If the season ended today, Betts would probably deserve the award by the slimmest of margins. The two stars’ offensive production is essentially equivalent thus far, with Betts doing more at the plate and Acuña more on the basepaths. Maybe you prefer Betts’s offense because his OPS is 39 points higher than Acuña’s, or maybe you prefer Acuña because of his steals. If we account for stolen bases by effectively turning 61 of Acuña’s singles into doubles (because he has 61 steals) and turning 11 of his singles into outs (because he’s been caught stealing 11 times) and then do the same for Betts’s 10 steals and three extra outs, Acuña holds a “running-adjusted OPS” lead of 28 points.

Either way, the difference is quite small: FanGraphs calculates that Betts has been worth 56 runs above average on offense this season and Acuña 54 runs above average. (That small advantage for Betts is because Dodger Stadium is more of a pitcher’s park than Truist.)

But Betts has been inarguably the better, more versatile defender of the pair. Acuña rates as a below-average outfielder this season, with a strong arm but a negative range score. Betts, though, is a plus defensive outfielder—albeit not the league leader he was in Boston—who’s also filled in with 440 innings in the middle infield to bolster a depleted Dodgers depth chart.

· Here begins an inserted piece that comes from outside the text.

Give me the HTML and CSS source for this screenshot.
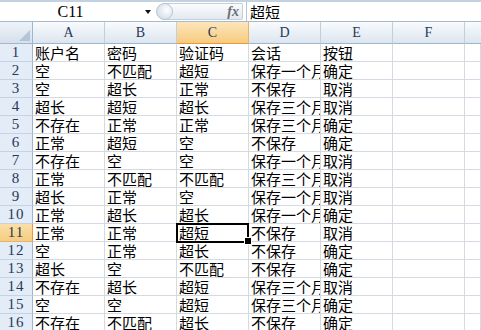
FILE: index.html
```html
<!DOCTYPE html>
<html>
<head>
<meta charset="utf-8">
<link rel="stylesheet" href="styles.css">
</head>
<body>
<div class="app">
  <div class="fbar">
    <div class="namebox"><span class="ref">C11</span><span class="arrow"></span></div>
    <div class="fxwrap"><div class="pill"><span class="knob"></span><span class="fx">fx</span></div></div>
    <div class="finput">超短</div>
  </div>
  <div class="sheet">
    <div class="corner"><span class="tri"></span></div><div class="ch">A</div><div class="ch">B</div><div class="ch on">C</div><div class="ch">D</div><div class="ch">E</div><div class="ch">F</div><div class="ch last"></div>

    <div class="rh">1</div><div class="c">账户名</div><div class="c">密码</div><div class="c">验证码</div><div class="c">会话</div><div class="c">按钮</div><div class="c"></div><div class="c"></div>
    <div class="rh">2</div><div class="c">空</div><div class="c">不匹配</div><div class="c">超短</div><div class="c">保存一个月</div><div class="c">确定</div><div class="c"></div><div class="c"></div>
    <div class="rh">3</div><div class="c">空</div><div class="c">超长</div><div class="c">正常</div><div class="c">不保存</div><div class="c">取消</div><div class="c"></div><div class="c"></div>
    <div class="rh">4</div><div class="c">超长</div><div class="c">超短</div><div class="c">超长</div><div class="c">保存三个月</div><div class="c">取消</div><div class="c"></div><div class="c"></div>
    <div class="rh">5</div><div class="c">不存在</div><div class="c">正常</div><div class="c">正常</div><div class="c">保存三个月</div><div class="c">确定</div><div class="c"></div><div class="c"></div>
    <div class="rh">6</div><div class="c">正常</div><div class="c">超短</div><div class="c">空</div><div class="c">不保存</div><div class="c">确定</div><div class="c"></div><div class="c"></div>
    <div class="rh">7</div><div class="c">不存在</div><div class="c">空</div><div class="c">空</div><div class="c">保存一个月</div><div class="c">取消</div><div class="c"></div><div class="c"></div>
    <div class="rh">8</div><div class="c">正常</div><div class="c">不匹配</div><div class="c">不匹配</div><div class="c">保存三个月</div><div class="c">取消</div><div class="c"></div><div class="c"></div>
    <div class="rh">9</div><div class="c">超长</div><div class="c">正常</div><div class="c">空</div><div class="c">保存一个月</div><div class="c">取消</div><div class="c"></div><div class="c"></div>
    <div class="rh">10</div><div class="c">正常</div><div class="c">超长</div><div class="c">超长</div><div class="c">保存一个月</div><div class="c">确定</div><div class="c"></div><div class="c"></div>
    <div class="rh on">11</div><div class="c">正常</div><div class="c">正常</div><div class="c sel">超短</div><div class="c">不保存</div><div class="c">取消</div><div class="c"></div><div class="c"></div>
    <div class="rh">12</div><div class="c">空</div><div class="c">正常</div><div class="c">超长</div><div class="c">不保存</div><div class="c">确定</div><div class="c"></div><div class="c"></div>
    <div class="rh">13</div><div class="c">超长</div><div class="c">空</div><div class="c">不匹配</div><div class="c">不保存</div><div class="c">确定</div><div class="c"></div><div class="c"></div>
    <div class="rh">14</div><div class="c">不存在</div><div class="c">超长</div><div class="c">超短</div><div class="c">保存三个月</div><div class="c">取消</div><div class="c"></div><div class="c"></div>
    <div class="rh">15</div><div class="c">空</div><div class="c">空</div><div class="c">超短</div><div class="c">保存三个月</div><div class="c">确定</div><div class="c"></div><div class="c"></div>
    <div class="rh">16</div><div class="c">不存在</div><div class="c">不匹配</div><div class="c">超长</div><div class="c">不保存</div><div class="c">确定</div><div class="c"></div><div class="c"></div>
  </div>
</div>
</body>
</html>
```
FILE: styles.css
```css
* { box-sizing: border-box; }
html, body { margin: 0; padding: 0; background: #fff; }
body {
  width: 481px;
  height: 330px;
  overflow: hidden;
  font-family: "Noto Sans CJK SC", "Noto Sans", sans-serif;
  font-size: 15px;
  color: #000;
}
.app { width: 481px; }

/* formula bar */
.fbar {
  display: flex;
  height: 22px;
  border-top: 2px solid #c3d1e1;
  border-bottom: 1px solid #a7b9cd;
  background: #fff;
}
.namebox {
  width: 157px;
  display: flex;
  align-items: center;
}
.ref {
  width: 141px;
  text-align: center;
  font-family: "Liberation Serif", serif;
  font-size: 16px;
  line-height: 19px;
  color: #000;
}
.arrow {
  width: 0;
  height: 0;
  margin-left: 4px;
  margin-top: 1px;
  border-left: 3.5px solid transparent;
  border-right: 3.5px solid transparent;
  border-top: 4px solid #111;
}
.fxwrap {
  width: 90px;
  display: flex;
  align-items: center;
  padding-right: 3px;
  border-right: 1px solid #b7c6d7;
}
.pill {
  flex: 1;
  height: 17px;
  display: flex;
  align-items: center;
  justify-content: space-between;
  border: 1px solid #c4cfdb;
  border-left: none;
  border-radius: 9px 2px 2px 9px;
  background: linear-gradient(#fbfcfd, #e3e9f0);
}
.knob {
  width: 17px;
  height: 17px;
  margin-left: -1px;
  border-radius: 50%;
  border: 1px solid #b8c4d2;
  background: radial-gradient(circle at 65% 40%, #ffffff 0, #e9eef3 40%, #c9d3de 100%);
}
.fx {
  font-family: "Liberation Serif", serif;
  font-style: italic;
  font-weight: bold;
  font-size: 14px;
  color: #6a6f76;
  margin-right: 3px;
  line-height: 15px;
}
.finput {
  flex: 1;
  padding-left: 3px;
  line-height: 19px;
  font-size: 15px;
}

/* sheet grid */
.sheet {
  display: grid;
  grid-template-columns: 33px repeat(6, 72px) 1fr;
  grid-template-rows: 22px;
  grid-auto-rows: 18px;
}
.corner {
  position: relative;
  background: linear-gradient(#eef3f9, #d6e0ec);
  border-right: 1px solid #9eb6ce;
  border-bottom: 1px solid #9eb6ce;
}
.tri {
  position: absolute;
  right: 2px;
  bottom: 2px;
  width: 0;
  height: 0;
  border-left: 11px solid transparent;
  border-bottom: 11px solid #b4c5d8;
}
.ch {
  background: linear-gradient(#f9fbfd, #dce5ef);
  border-right: 1px solid #c2cfdd;
  border-bottom: 1px solid #9eb6ce;
  text-align: center;
  font-family: "Liberation Serif", serif;
  font-size: 14px;
  line-height: 21px;
  color: #1f3a5c;
}
.ch.on {
  background: linear-gradient(#fce6bd, #f7cb7e);
  border-right-color: #e6b56a;
  border-bottom-color: #f29536;
}
.ch.last { border-right: none; }
.rh {
  background: #e4ecf7;
  border-right: 1px solid #9eb6ce;
  border-bottom: 1px solid #c5d3e3;
  text-align: center;
  font-family: "Liberation Serif", serif;
  font-size: 15px;
  line-height: 17px;
  color: #1f3a5c;
  letter-spacing: 1px;
}
.rh.on {
  background: linear-gradient(#fbdfa8, #f7cc80);
  border-right-color: #f29536;
  border-bottom-color: #e6b56a;
}
.c {
  border-right: 1px solid #d4d9e2;
  border-bottom: 1px solid #d4d9e2;
  padding-left: 2px;
  line-height: 17px;
  white-space: nowrap;
  overflow-x: clip;
  overflow-y: visible;
}
.c.sel {
  position: relative;
  overflow: visible;
}
.c.sel::before {
  content: "";
  position: absolute;
  left: -1px;
  top: -1px;
  right: -1px;
  bottom: -2px;
  border: 2px solid #000;
  z-index: 2;
}
.c.sel::after {
  content: "";
  position: absolute;
  right: -4px;
  bottom: -4px;
  width: 6px;
  height: 6px;
  background: #000;
  border: 1px solid #fff;
  z-index: 3;
}
```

How many other MLB players, let alone star hitters, could moonlight as a capable shortstop—the hardest non-catcher defensive position on the diamond!—when they last started a game at the position in 2012 in Low-A? How many could play consistently at second base with so little recent experience? Betts hadn’t played more than 46 innings in the infield in any season since he debuted in the majors in 2014.

But even if Betts has the slightest advantage for now, Acuña has plenty of time to regain the lead. Atlanta and L.A. already have their division titles effectively sewn up, but their best players have as much to play for as anyone down the stretch.